**Exercise requirements**
Copy out all lines in the data below containing the string "rendering".

**Records supplied**
::::::

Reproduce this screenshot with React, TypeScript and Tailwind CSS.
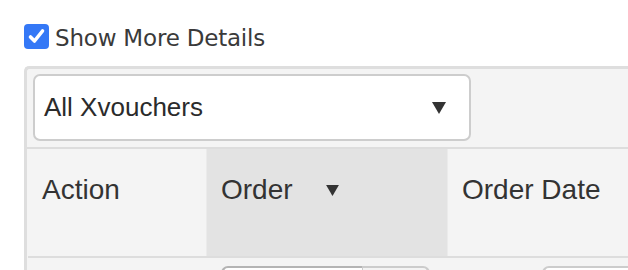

::::::

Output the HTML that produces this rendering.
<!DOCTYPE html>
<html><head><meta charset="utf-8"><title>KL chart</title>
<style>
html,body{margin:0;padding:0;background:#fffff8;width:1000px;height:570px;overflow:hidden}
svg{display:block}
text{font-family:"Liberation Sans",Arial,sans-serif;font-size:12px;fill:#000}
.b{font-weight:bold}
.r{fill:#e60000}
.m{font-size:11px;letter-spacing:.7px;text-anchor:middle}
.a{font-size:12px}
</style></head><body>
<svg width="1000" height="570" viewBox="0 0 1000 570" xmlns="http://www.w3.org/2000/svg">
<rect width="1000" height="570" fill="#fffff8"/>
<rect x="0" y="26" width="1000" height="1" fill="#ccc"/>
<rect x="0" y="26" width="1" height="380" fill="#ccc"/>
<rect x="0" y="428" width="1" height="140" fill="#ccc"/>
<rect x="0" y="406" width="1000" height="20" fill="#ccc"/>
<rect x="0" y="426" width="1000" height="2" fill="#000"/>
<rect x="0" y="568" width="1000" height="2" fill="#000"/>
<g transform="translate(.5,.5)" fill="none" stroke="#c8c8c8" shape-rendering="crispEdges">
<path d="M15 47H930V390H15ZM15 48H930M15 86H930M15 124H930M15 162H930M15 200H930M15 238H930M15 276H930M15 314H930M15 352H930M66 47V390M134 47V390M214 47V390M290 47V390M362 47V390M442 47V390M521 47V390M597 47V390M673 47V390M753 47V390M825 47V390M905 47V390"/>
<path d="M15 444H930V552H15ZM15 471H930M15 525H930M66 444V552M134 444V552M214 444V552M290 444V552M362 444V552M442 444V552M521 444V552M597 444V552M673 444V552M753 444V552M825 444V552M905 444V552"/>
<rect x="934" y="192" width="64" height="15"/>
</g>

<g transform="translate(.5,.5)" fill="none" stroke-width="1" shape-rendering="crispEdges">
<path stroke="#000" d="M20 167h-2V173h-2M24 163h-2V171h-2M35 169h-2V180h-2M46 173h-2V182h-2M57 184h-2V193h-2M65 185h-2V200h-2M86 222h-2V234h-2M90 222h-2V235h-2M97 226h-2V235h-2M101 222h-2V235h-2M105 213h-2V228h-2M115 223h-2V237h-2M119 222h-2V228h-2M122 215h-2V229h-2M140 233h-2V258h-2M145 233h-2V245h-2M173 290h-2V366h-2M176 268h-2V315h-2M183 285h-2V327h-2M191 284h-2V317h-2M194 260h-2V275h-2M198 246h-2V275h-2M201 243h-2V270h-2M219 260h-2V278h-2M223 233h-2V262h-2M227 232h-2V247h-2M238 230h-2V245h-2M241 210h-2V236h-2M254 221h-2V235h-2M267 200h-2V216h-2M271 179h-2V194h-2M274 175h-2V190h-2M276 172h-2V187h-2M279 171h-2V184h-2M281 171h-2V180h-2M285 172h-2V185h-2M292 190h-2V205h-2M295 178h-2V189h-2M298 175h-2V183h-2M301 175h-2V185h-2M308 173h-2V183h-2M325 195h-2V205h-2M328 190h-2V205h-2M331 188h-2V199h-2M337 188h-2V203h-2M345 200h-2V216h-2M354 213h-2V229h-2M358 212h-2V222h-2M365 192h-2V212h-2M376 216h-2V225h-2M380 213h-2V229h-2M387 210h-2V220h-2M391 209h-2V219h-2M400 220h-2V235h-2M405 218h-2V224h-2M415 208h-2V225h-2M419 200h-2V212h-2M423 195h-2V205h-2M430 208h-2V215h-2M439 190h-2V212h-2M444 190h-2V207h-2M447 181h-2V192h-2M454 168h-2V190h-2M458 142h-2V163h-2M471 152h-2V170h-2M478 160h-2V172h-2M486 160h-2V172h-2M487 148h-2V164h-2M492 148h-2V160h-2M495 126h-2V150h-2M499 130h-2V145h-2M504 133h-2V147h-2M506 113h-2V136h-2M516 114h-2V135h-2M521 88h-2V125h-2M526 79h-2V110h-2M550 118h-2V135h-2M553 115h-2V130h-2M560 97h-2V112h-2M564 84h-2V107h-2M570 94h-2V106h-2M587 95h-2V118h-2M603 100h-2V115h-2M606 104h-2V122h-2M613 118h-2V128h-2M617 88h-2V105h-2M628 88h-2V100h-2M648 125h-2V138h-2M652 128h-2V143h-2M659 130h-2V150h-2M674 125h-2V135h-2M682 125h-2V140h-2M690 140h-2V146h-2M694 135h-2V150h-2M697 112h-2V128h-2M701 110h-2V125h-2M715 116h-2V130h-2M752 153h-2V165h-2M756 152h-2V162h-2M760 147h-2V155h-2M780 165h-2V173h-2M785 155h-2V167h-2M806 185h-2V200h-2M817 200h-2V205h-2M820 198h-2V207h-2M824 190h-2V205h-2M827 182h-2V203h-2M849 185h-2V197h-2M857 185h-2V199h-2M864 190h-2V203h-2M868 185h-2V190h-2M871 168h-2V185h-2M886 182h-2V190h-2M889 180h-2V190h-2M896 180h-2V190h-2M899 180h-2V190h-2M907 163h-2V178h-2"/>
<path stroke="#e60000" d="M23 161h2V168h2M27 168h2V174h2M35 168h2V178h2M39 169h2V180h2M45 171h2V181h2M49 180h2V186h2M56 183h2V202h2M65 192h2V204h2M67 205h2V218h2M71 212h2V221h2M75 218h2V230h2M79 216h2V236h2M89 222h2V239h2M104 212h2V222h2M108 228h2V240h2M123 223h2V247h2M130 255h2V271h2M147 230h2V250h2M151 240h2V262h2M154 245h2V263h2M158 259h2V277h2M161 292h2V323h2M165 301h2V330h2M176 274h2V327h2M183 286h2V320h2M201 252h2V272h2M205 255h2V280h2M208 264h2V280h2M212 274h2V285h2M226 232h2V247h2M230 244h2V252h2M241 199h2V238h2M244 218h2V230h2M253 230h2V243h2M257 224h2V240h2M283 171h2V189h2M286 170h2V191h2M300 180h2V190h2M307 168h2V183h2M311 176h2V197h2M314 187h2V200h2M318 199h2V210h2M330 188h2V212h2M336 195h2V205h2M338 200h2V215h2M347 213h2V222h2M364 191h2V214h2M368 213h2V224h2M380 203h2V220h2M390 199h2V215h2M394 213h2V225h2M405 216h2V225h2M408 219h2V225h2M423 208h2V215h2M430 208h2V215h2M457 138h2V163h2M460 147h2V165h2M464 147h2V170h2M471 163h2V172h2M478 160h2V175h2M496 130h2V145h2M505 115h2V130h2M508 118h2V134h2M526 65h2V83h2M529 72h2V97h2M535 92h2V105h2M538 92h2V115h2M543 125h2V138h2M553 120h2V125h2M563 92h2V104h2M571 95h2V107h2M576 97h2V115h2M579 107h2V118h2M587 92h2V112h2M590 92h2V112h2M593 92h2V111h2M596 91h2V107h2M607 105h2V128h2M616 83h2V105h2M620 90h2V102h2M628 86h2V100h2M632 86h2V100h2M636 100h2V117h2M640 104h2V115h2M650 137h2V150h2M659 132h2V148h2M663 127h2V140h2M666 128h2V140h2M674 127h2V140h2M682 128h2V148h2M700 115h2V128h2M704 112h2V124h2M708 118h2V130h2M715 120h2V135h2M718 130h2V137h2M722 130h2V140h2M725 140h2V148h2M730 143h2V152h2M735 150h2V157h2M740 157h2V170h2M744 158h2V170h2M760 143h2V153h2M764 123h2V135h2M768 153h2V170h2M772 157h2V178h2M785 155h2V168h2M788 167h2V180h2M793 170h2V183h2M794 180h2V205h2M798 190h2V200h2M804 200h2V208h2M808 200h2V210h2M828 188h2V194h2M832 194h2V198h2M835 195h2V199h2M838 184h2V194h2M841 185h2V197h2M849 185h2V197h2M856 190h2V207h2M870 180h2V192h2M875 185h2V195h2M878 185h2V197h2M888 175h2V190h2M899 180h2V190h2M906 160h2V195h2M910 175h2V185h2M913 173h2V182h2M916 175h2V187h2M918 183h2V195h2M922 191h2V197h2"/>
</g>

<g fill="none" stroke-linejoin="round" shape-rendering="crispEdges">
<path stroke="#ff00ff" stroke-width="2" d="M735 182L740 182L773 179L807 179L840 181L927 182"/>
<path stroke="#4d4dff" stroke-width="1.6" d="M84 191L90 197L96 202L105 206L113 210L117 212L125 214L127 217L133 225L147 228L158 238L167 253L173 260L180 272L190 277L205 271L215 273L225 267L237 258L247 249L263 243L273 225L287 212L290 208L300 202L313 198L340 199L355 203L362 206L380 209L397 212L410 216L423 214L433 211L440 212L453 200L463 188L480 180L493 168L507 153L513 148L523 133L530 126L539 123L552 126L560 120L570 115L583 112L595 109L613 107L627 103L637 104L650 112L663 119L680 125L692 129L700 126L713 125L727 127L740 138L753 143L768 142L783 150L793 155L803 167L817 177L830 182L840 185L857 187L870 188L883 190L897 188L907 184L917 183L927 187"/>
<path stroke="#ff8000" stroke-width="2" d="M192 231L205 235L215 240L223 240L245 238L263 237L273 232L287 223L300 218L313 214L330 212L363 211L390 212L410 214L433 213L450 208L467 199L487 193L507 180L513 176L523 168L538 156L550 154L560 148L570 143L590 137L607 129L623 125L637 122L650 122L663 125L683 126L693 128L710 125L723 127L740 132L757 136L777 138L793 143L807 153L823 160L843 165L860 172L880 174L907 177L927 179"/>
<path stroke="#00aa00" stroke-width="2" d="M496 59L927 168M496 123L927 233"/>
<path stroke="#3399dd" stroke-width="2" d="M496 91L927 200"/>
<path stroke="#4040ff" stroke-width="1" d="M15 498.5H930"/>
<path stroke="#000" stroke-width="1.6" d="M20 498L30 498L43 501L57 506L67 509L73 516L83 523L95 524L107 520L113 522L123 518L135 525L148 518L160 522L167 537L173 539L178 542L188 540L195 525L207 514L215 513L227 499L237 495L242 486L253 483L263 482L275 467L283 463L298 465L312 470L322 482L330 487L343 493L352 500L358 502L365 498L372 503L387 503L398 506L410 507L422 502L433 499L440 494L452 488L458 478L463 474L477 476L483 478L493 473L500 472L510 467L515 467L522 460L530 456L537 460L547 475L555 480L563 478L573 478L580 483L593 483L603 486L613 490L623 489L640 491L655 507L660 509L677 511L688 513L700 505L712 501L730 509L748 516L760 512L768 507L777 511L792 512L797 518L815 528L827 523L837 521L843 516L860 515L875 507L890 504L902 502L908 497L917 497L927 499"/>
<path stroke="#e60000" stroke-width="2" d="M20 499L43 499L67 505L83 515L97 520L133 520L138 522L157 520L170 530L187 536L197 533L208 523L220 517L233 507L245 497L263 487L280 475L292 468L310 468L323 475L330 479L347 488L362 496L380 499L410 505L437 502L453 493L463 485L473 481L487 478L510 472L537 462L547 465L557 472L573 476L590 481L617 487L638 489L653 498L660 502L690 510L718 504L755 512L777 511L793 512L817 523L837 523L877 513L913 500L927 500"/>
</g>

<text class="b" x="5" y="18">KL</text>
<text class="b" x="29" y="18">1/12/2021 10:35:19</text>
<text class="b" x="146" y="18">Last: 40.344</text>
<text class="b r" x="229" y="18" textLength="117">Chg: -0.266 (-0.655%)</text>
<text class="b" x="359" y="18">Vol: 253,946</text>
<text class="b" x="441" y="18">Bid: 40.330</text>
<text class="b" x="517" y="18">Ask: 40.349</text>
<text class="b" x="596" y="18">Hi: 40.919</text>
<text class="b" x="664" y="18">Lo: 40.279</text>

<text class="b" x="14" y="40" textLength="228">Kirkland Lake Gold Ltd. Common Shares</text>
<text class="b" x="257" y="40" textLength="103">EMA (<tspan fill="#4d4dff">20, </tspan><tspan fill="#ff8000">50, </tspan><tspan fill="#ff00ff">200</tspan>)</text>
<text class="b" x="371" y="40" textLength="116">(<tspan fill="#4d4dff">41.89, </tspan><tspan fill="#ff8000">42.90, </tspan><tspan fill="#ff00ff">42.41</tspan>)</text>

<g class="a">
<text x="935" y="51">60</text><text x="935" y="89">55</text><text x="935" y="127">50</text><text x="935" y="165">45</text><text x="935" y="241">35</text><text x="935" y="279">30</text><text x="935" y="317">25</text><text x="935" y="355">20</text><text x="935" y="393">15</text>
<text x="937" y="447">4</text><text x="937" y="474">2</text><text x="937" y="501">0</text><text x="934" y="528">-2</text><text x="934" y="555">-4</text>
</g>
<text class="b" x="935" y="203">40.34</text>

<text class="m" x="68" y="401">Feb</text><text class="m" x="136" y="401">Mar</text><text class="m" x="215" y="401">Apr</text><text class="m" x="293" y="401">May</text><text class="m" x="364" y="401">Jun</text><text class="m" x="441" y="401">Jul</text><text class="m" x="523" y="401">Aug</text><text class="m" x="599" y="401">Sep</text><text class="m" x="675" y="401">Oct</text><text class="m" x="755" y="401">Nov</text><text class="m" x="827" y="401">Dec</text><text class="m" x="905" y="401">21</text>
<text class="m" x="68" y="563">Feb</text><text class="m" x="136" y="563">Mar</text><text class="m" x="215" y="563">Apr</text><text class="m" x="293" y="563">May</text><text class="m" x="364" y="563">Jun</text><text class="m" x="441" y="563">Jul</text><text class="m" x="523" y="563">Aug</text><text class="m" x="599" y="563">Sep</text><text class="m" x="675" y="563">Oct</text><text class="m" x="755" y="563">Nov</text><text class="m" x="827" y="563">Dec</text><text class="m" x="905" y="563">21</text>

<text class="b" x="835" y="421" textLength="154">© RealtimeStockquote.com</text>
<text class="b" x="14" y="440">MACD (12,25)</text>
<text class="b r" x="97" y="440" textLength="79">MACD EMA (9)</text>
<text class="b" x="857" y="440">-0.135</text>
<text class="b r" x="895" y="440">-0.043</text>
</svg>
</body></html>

::::::

**Solution to the exercise**
Output the HTML that produces this rendering.
<g transform="translate(.5,.5)" fill="none" stroke="#c8c8c8" shape-rendering="crispEdges">
<g transform="translate(.5,.5)" fill="none" stroke-width="1" shape-rendering="crispEdges">
<g fill="none" stroke-linejoin="round" shape-rendering="crispEdges">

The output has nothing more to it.